» **Short exercise**
Transcribe the whole listing without a single picture.

» **Recorded information**
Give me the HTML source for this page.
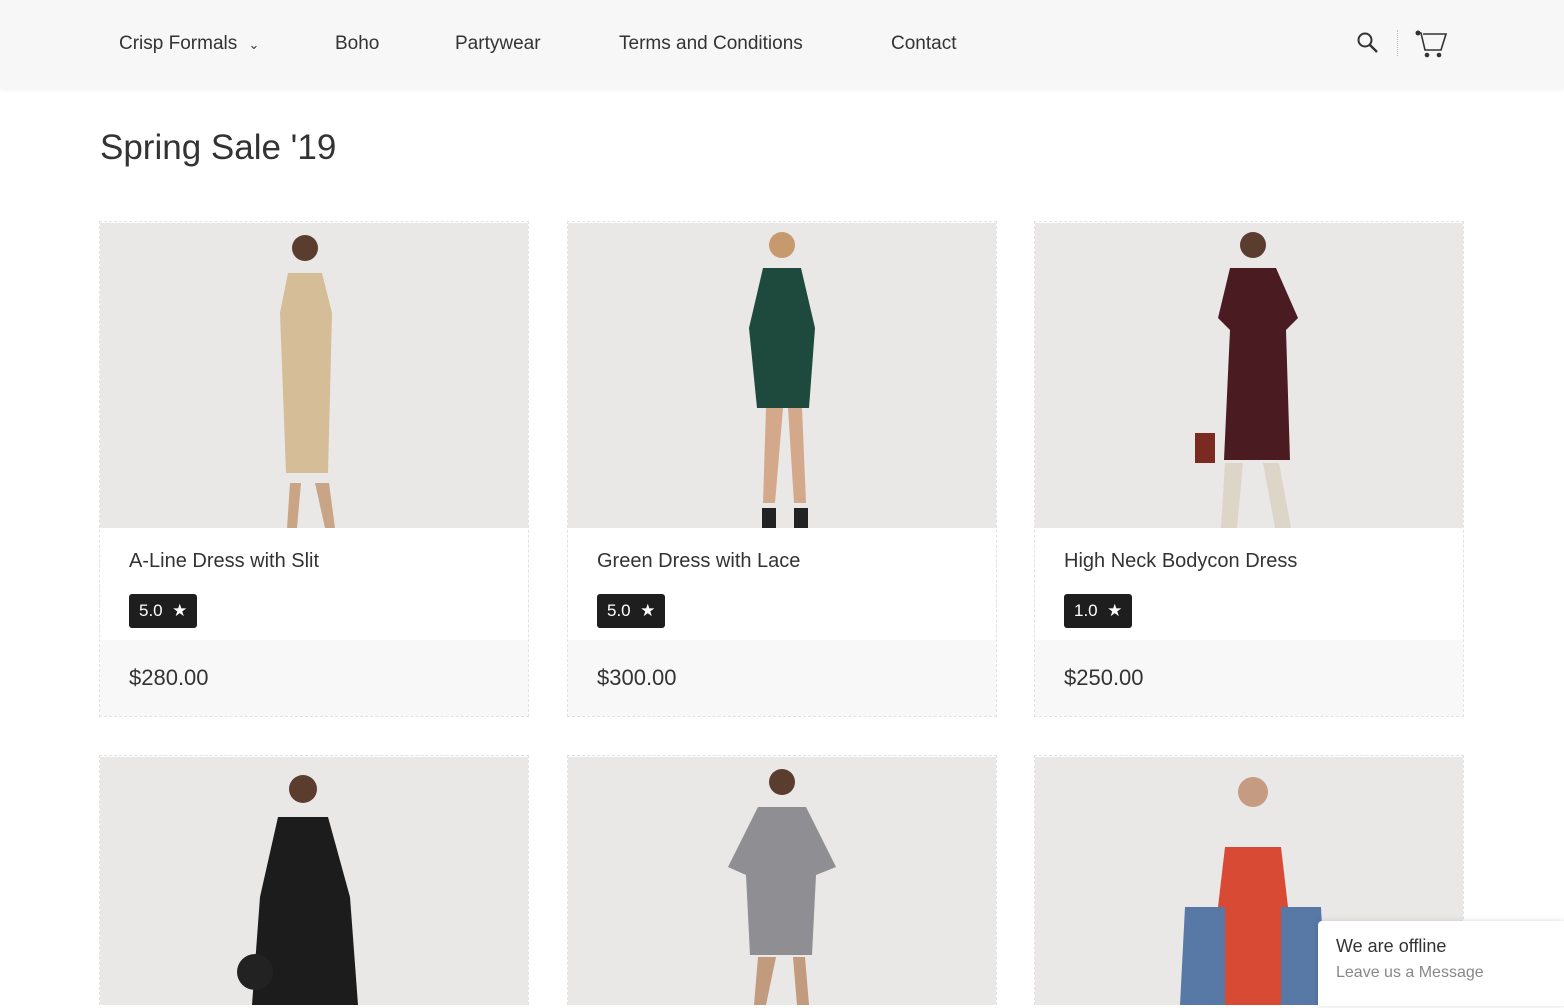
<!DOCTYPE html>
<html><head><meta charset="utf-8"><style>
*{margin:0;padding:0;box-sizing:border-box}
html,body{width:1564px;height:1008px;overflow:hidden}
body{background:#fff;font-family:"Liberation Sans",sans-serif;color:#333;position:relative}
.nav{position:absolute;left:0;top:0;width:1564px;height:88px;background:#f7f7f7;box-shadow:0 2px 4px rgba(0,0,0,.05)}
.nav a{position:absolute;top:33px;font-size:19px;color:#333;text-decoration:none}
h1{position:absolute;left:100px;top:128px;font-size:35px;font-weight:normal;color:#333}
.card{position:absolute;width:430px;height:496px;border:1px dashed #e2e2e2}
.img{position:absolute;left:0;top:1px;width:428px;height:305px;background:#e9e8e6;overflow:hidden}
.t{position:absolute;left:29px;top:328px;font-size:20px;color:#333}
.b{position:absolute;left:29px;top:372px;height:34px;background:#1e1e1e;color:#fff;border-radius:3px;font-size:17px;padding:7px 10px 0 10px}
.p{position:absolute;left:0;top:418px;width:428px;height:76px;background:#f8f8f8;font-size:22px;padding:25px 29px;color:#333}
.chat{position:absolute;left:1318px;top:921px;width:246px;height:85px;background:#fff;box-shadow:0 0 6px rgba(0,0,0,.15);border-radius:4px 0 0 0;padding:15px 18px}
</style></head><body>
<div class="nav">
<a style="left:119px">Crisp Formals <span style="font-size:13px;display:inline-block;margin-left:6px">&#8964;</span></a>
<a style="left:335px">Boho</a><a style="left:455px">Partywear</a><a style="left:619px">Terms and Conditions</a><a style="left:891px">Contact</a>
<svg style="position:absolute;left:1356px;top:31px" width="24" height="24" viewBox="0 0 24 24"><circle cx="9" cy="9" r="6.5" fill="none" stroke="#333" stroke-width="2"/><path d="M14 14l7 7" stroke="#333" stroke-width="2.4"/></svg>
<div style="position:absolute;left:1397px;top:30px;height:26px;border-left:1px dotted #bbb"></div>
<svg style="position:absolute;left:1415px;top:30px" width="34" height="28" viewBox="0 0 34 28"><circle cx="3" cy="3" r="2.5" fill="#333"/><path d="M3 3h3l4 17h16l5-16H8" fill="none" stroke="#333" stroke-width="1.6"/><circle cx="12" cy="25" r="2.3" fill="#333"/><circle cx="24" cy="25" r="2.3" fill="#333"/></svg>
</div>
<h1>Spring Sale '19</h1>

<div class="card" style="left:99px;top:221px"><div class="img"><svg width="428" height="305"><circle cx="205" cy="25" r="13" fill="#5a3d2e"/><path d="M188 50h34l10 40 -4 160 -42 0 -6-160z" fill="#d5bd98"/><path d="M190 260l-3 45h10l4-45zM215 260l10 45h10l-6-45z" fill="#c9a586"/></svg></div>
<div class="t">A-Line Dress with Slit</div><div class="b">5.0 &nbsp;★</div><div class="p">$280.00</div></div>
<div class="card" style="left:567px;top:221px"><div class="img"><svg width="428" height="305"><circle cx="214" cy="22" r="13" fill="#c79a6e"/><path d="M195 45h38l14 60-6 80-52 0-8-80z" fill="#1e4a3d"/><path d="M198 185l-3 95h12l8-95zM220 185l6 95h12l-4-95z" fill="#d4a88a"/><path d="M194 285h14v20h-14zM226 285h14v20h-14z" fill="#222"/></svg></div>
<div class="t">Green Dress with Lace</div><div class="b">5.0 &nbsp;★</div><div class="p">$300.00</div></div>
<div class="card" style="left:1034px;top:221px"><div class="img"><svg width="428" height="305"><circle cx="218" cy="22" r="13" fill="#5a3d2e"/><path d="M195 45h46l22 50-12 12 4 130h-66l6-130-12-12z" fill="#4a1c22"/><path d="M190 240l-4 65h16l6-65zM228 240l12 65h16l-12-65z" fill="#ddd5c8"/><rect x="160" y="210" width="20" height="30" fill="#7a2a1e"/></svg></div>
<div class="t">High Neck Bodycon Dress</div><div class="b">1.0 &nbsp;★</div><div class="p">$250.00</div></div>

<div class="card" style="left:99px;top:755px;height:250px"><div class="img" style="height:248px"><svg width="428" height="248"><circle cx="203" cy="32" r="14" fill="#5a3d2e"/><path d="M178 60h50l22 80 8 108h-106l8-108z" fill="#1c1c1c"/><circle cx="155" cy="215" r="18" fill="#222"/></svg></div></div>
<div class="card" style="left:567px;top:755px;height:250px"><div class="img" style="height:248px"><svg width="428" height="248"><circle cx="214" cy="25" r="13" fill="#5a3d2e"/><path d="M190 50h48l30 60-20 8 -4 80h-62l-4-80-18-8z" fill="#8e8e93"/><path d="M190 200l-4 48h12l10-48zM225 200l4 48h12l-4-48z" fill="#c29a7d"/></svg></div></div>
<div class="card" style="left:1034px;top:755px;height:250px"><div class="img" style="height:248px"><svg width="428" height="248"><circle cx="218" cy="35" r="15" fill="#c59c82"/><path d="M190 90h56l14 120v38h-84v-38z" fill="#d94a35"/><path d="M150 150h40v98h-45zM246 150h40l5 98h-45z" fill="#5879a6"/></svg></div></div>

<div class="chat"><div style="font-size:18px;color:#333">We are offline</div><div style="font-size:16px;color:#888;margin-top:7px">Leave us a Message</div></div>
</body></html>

» **Finished exercise**
Give me the HTML source for this page.
<!DOCTYPE html>
<html><head><meta charset="utf-8"><style>
*{margin:0;padding:0;box-sizing:border-box}
html,body{width:1564px;height:1008px;overflow:hidden}
body{background:#fff;font-family:"Liberation Sans",sans-serif;color:#333;position:relative}
.nav{position:absolute;left:0;top:0;width:1564px;height:88px;background:#f7f7f7;box-shadow:0 2px 4px rgba(0,0,0,.05)}
.nav a{position:absolute;top:33px;font-size:19px;color:#333;text-decoration:none}
h1{position:absolute;left:100px;top:128px;font-size:35px;font-weight:normal;color:#333}
.card{position:absolute;width:430px;height:496px;border:1px dashed #e2e2e2}
.img{position:absolute;left:0;top:1px;width:428px;height:305px;background:#e9e8e6;overflow:hidden}
.t{position:absolute;left:29px;top:328px;font-size:20px;color:#333}
.b{position:absolute;left:29px;top:372px;height:34px;background:#1e1e1e;color:#fff;border-radius:3px;font-size:17px;padding:7px 10px 0 10px}
.p{position:absolute;left:0;top:418px;width:428px;height:76px;background:#f8f8f8;font-size:22px;padding:25px 29px;color:#333}
.chat{position:absolute;left:1318px;top:921px;width:246px;height:85px;background:#fff;box-shadow:0 0 6px rgba(0,0,0,.15);border-radius:4px 0 0 0;padding:15px 18px}
</style></head><body>
<div class="nav">
<a style="left:119px">Crisp Formals <span style="font-size:13px;display:inline-block;margin-left:6px">&#8964;</span></a>
<a style="left:335px">Boho</a><a style="left:455px">Partywear</a><a style="left:619px">Terms and Conditions</a><a style="left:891px">Contact</a>
<svg style="position:absolute;left:1356px;top:31px" width="24" height="24" viewBox="0 0 24 24"><circle cx="9" cy="9" r="6.5" fill="none" stroke="#333" stroke-width="2"/><path d="M14 14l7 7" stroke="#333" stroke-width="2.4"/></svg>
<div style="position:absolute;left:1397px;top:30px;height:26px;border-left:1px dotted #bbb"></div>
<svg style="position:absolute;left:1415px;top:30px" width="34" height="28" viewBox="0 0 34 28"><circle cx="3" cy="3" r="2.5" fill="#333"/><path d="M3 3h3l4 17h16l5-16H8" fill="none" stroke="#333" stroke-width="1.6"/><circle cx="12" cy="25" r="2.3" fill="#333"/><circle cx="24" cy="25" r="2.3" fill="#333"/></svg>
</div>
<h1>Spring Sale '19</h1>

<div class="card" style="left:99px;top:221px"><div class="img"><svg width="428" height="305"><circle cx="205" cy="25" r="13" fill="#5a3d2e"/><path d="M188 50h34l10 40 -4 160 -42 0 -6-160z" fill="#d5bd98"/><path d="M190 260l-3 45h10l4-45zM215 260l10 45h10l-6-45z" fill="#c9a586"/></svg></div>
<div class="t">A-Line Dress with Slit</div><div class="b">5.0 &nbsp;★</div><div class="p">$280.00</div></div>
<div class="card" style="left:567px;top:221px"><div class="img"><svg width="428" height="305"><circle cx="214" cy="22" r="13" fill="#c79a6e"/><path d="M195 45h38l14 60-6 80-52 0-8-80z" fill="#1e4a3d"/><path d="M198 185l-3 95h12l8-95zM220 185l6 95h12l-4-95z" fill="#d4a88a"/><path d="M194 285h14v20h-14zM226 285h14v20h-14z" fill="#222"/></svg></div>
<div class="t">Green Dress with Lace</div><div class="b">5.0 &nbsp;★</div><div class="p">$300.00</div></div>
<div class="card" style="left:1034px;top:221px"><div class="img"><svg width="428" height="305"><circle cx="218" cy="22" r="13" fill="#5a3d2e"/><path d="M195 45h46l22 50-12 12 4 130h-66l6-130-12-12z" fill="#4a1c22"/><path d="M190 240l-4 65h16l6-65zM228 240l12 65h16l-12-65z" fill="#ddd5c8"/><rect x="160" y="210" width="20" height="30" fill="#7a2a1e"/></svg></div>
<div class="t">High Neck Bodycon Dress</div><div class="b">1.0 &nbsp;★</div><div class="p">$250.00</div></div>

<div class="card" style="left:99px;top:755px;height:250px"><div class="img" style="height:248px"><svg width="428" height="248"><circle cx="203" cy="32" r="14" fill="#5a3d2e"/><path d="M178 60h50l22 80 8 108h-106l8-108z" fill="#1c1c1c"/><circle cx="155" cy="215" r="18" fill="#222"/></svg></div></div>
<div class="card" style="left:567px;top:755px;height:250px"><div class="img" style="height:248px"><svg width="428" height="248"><circle cx="214" cy="25" r="13" fill="#5a3d2e"/><path d="M190 50h48l30 60-20 8 -4 80h-62l-4-80-18-8z" fill="#8e8e93"/><path d="M190 200l-4 48h12l10-48zM225 200l4 48h12l-4-48z" fill="#c29a7d"/></svg></div></div>
<div class="card" style="left:1034px;top:755px;height:250px"><div class="img" style="height:248px"><svg width="428" height="248"><circle cx="218" cy="35" r="15" fill="#c59c82"/><path d="M190 90h56l14 120v38h-84v-38z" fill="#d94a35"/><path d="M150 150h40v98h-45zM246 150h40l5 98h-45z" fill="#5879a6"/></svg></div></div>

<div class="chat"><div style="font-size:18px;color:#333">We are offline</div><div style="font-size:16px;color:#888;margin-top:7px">Leave us a Message</div></div>
</body></html>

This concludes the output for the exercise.